As their food supplies dwindle, Cates risks his life by invading the Apache camp for food. Shortly thereafter, their water supplies begin to dwindle as well. Cates motions to ration off the water. More Apache attacks cause the deaths of more cavalrymen, until only Webb and Conley are left. A fellow officer's death leaves Webb enraged, and he runs blindly into the Apache camp, where he is wounded and taken. That night, the sound of his tortured cries torments the survivors. Cates leaves and it is implied that he ends the horror by shooting Webb.

As the wind picks up, Cates decides to put a plan into action: under the cover of a sandstorm, they will fill empty water bottles with black powder and small stones to make grenades and scatter the Apache across the desert. As they prepare to leave, Kimbrough disagrees with Cates' plan to leave Lugo with the women, and though he journeys out with the other men, he quickly returns so he can flee. Jennifer realizes Kimbrough is nothing but a coward and breaks off their engagement. Kimbrough tries to leave but is stopped by Lugo. Kimbrough attempts to draw his gun but Lugo shoots him dead.

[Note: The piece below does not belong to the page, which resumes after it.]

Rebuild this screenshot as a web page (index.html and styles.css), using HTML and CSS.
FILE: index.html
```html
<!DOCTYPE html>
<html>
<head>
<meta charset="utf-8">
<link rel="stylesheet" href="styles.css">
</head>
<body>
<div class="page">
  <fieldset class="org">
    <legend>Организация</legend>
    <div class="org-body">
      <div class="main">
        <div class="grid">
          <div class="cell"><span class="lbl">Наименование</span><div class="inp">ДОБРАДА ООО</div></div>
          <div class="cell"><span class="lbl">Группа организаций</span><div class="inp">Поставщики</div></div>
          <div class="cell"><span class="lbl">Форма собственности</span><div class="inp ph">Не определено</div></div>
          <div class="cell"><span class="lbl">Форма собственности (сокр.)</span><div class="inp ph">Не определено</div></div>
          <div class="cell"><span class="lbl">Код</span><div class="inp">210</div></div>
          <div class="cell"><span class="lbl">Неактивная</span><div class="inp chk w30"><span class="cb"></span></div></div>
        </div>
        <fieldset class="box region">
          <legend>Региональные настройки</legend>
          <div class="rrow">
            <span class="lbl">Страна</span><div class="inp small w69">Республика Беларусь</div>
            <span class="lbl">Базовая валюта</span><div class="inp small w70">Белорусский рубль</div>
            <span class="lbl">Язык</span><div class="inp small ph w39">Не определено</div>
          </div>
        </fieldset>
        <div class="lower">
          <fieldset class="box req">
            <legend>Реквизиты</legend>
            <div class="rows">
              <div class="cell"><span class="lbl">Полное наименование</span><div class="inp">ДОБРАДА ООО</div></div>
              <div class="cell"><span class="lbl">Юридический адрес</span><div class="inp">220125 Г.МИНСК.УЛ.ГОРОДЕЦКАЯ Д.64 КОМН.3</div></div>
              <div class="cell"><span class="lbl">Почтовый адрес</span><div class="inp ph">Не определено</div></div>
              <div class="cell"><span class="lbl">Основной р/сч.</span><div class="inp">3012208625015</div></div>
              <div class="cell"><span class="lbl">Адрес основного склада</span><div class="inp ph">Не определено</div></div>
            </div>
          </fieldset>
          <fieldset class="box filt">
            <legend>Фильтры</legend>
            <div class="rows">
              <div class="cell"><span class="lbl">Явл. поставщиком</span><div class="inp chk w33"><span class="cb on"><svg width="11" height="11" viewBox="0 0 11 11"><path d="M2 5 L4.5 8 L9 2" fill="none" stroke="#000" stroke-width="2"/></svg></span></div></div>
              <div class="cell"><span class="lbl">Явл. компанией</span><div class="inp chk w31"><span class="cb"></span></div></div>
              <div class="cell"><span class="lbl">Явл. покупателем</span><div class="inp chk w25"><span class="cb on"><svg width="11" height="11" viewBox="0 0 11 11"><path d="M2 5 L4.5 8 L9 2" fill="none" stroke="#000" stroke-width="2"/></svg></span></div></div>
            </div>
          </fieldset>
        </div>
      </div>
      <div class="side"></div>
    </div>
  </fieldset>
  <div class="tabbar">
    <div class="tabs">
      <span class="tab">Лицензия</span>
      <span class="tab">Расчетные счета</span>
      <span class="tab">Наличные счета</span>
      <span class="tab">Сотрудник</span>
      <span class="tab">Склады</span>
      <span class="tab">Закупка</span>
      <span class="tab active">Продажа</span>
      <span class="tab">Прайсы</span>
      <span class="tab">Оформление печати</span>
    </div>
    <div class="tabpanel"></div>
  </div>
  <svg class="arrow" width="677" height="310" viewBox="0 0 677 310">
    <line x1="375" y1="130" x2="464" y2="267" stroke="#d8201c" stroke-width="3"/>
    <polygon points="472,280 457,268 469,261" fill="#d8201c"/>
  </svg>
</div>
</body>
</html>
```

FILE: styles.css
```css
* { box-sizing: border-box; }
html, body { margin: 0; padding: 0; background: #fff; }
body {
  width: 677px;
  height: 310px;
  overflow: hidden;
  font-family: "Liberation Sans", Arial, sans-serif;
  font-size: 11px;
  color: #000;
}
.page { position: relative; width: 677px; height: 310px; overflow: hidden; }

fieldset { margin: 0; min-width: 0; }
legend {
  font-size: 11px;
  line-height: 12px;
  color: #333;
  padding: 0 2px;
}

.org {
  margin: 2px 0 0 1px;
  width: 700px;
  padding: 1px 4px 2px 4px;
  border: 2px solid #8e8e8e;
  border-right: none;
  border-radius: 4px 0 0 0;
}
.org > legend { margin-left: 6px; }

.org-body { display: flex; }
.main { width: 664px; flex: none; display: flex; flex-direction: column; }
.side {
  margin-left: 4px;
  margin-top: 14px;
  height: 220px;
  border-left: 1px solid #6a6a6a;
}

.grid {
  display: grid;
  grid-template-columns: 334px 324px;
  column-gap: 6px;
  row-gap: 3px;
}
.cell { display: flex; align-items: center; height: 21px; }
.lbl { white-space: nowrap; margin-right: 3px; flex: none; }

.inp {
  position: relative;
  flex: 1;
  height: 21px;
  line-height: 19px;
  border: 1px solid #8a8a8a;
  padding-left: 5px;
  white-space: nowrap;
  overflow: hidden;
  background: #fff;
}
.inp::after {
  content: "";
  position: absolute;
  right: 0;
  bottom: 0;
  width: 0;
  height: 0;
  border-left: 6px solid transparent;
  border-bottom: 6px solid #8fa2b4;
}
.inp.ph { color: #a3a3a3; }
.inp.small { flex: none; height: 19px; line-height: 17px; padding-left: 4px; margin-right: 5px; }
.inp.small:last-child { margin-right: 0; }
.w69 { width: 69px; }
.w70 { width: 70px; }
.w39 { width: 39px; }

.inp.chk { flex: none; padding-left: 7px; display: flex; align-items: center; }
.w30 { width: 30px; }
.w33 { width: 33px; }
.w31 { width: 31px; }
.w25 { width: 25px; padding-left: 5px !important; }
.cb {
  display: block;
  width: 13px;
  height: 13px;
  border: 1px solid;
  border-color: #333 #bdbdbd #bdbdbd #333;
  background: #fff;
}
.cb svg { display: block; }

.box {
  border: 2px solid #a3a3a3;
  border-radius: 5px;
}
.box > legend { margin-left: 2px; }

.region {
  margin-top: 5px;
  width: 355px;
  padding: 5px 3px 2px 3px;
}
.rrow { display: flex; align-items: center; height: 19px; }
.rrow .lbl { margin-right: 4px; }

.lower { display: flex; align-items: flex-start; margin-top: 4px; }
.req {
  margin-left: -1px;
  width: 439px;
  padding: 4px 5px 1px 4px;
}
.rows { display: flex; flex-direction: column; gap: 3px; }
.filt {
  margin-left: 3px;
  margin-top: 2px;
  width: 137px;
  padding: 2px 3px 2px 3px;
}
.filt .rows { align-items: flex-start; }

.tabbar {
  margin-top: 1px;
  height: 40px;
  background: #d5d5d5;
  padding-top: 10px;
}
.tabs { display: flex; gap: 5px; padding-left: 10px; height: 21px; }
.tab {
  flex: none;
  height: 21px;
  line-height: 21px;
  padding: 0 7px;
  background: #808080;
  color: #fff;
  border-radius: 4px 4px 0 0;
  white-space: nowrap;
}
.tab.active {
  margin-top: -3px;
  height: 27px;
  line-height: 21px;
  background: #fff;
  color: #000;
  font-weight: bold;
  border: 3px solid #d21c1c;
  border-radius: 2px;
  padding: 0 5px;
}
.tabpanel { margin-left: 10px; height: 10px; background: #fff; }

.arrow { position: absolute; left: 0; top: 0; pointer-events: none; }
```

Elsewhere, Cates, Conley and Lonnie find the Apache horde. Cates and Lonnie light and throw their grenades successfully, but Conley simply runs into the Apache camp and detonates his grenade at point blank range. The two return to the Box Canyon, where Jennifer reveals the fate of Kimbrough. After the storm passes, Lugo reveals he hid his gold in Cates' saddlebags, and gives a share of his gold to Lonnie so he and Junie can move to California. Lugo, Lonnie and Junie leave, with only Cates and Jennifer remaining. Jennifer leaves, with Cates catching up to her and the two riding off into the distance.

==Cast==
- Rory Calhoun as Logan Cates
- Barbara Bates as Jennifer Fair
- John Dehner as Grant Kimbrough
- Carolyn Craig as Junie Hatchett
- Tom Pittman as Lonnie Foreman (as Thomas Pittman)
- Leo Gordon as Zimmerman
- Myron Healey as Webb
- Francis De Sales as Sgt. Sheehan (ad Francis DeSales)
- Frank DeKova as Lugo (as Frank deKova)
- Regis Parton as Conley (as Reg Parton)

==Other==
Seven years prior to this film, Calhoun and Bates portrayed a young couple desperately in love in I'd Climb the Highest Mountain (1951), and Bates played a character named Jenny.